Search code examples
pythondistributionpoisson

Python: create a distribution from a list based on number of items that fall within certain ranges


I tagged this question with poisson as I am not sure if it will be helpful in this case.

I need to create a distribution (probably formatted as an image in the end) from a list of data.

For example:

data = [1, 2, 2, 2, 2, 3, 3, 3, 4, 4, 5, 10, 10, 10, 22, 30, 30, 35, 46, 58, 59, 59]

such that the data can be used to create a visual distribution. I might, for example in this case, say that the ranges are in 10 and there needs to be at least 3 items in each range to be a valid point.

With this example data, I would expect the result to be analogous to

ditribution = [1, 2, 4, 6]

since I have > 3 items in ranges 0-9, 10-19, 30-39 and 50-59. Using that result I could generate an image that has the sections segmented out (darker color) that exist in my final distribution. An example of the type of image I am trying to create can be seen below and would have been generated with far more data. Ignore the blue line for now.

I know how to do this the brute force way of iterating over every item in the list and doing my calculation like that. But, my data set may have hundreds of thousands, or even millions of numbers. My range (10) and my required number of items (3) will likely be much larger in a real world example.

distribution image

Thanks for any help.


Solution

  • If data is always sorted, a compact approach might be:

    import itertools as it
    
    d = [k+1 for k, L in
             ((k, len(list(g))) for k, g in it.groupby(data,key=lambda x:x//10))
         if L>=3]
    

    If data isn't sorted, or if you don't know, use sorted(data) as the first argument to itertools.groupby, instead of just data.

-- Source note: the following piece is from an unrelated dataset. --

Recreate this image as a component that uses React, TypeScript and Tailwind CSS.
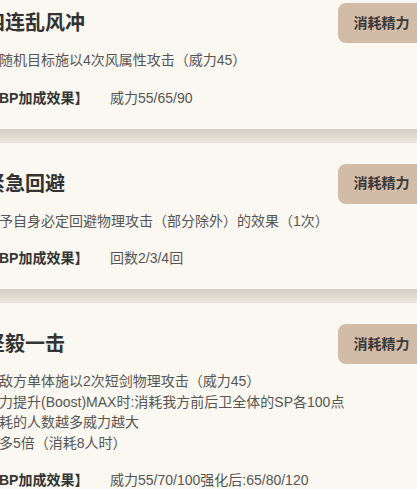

    If you prefer a less dense/compact approach, you can of course expand this, e.g. to:

    def divby10(x): return x//10
    
    distribution = []
    for k, g in it.groupby(data, key=divby10):
        L = len(list(g))
        if L < 3: continue
        distribution.append(k+1)
    

    In either case, the mechanism is that groupby first applies the callable passed as key= to each item in the iterable passed as its first argument, to obtain each item's"key"; for each consecutive group of items which have the same "key", groupby yields a tuple with two items: the value of the key, and an iterable over all items in said group.

    Here, the key is obtained by dividing an item by 10 (with truncation); len(list(g)) is the number of consecutive items with that "key". Since the items must be consecutive, you need the data to be sorted (and, it's simpler to just sort it, than sort it "by value divided by 10 with truncation";-).